Daim, the Prison Overseer, ran down the stairs of the magazine with a spear in his hand. He stabbed one man straight through the heart. Another man leapt from the window to attack Daim, but a member of the Constabulary shot him. Daim, after killing about twelve men with his spear, then proceeded to chop of the heads of Mat Sator and Latip. He hurled their heads up the steps of the magazine.

The remaining rebels then fled into the jungle. Three prisoners were captured by the Constabulary, who were later hanged.

=== Ludah and surrounding villages ===
On 20 May 1900, Governor Clifford marched with the Constabulary and Commandant Captain C. H. Harington to Kudat. They discovered that the remaining rebels were hiding-out in Illanun coast villages at the southwest end of the Kudat Peninsula.

Harington's Constabulary force was then loaded onto the HMS Labuan, accompanied by Barraut and Malcolm. They landed near Pindassan, and began an overnight march inland. At dawn, they surrounded the village of Ludah and captured the residents by surprise.

The headman of Ludah surrendered without a fight and provided the names of those involved in the raid at Kudat.

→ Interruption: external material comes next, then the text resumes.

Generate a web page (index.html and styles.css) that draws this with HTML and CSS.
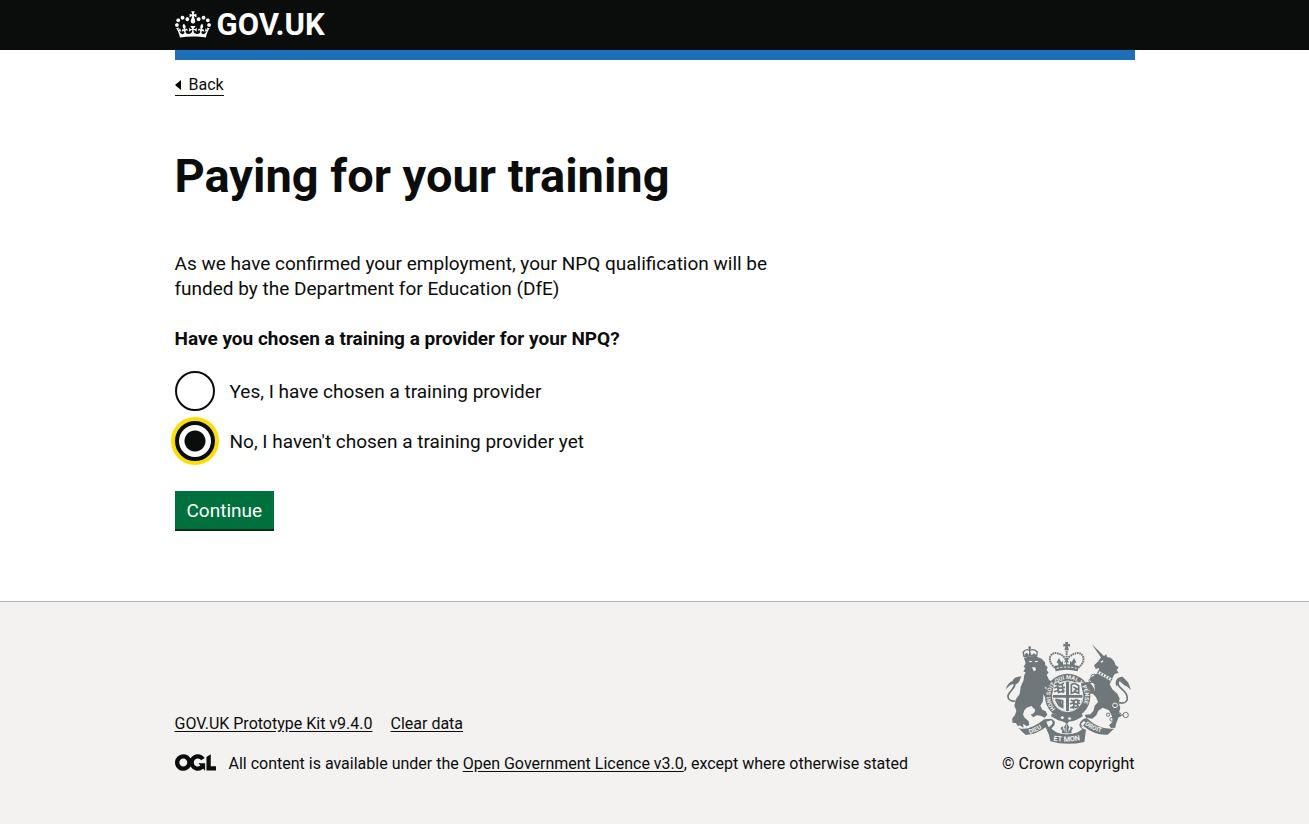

His own son had also been involved. With this information, the Constabulary marched on other nearby villages and arrested those rebel leaders.

=== Aftermath ===
Dusun villages near Kudat surrendered to the Company in Planting of the Stone ceremonies. Those stones were kept untouched for many years at the Kudat Golf Course, which was constructed around them.

The leaders Langkap and Kamunta, however, remained at-large.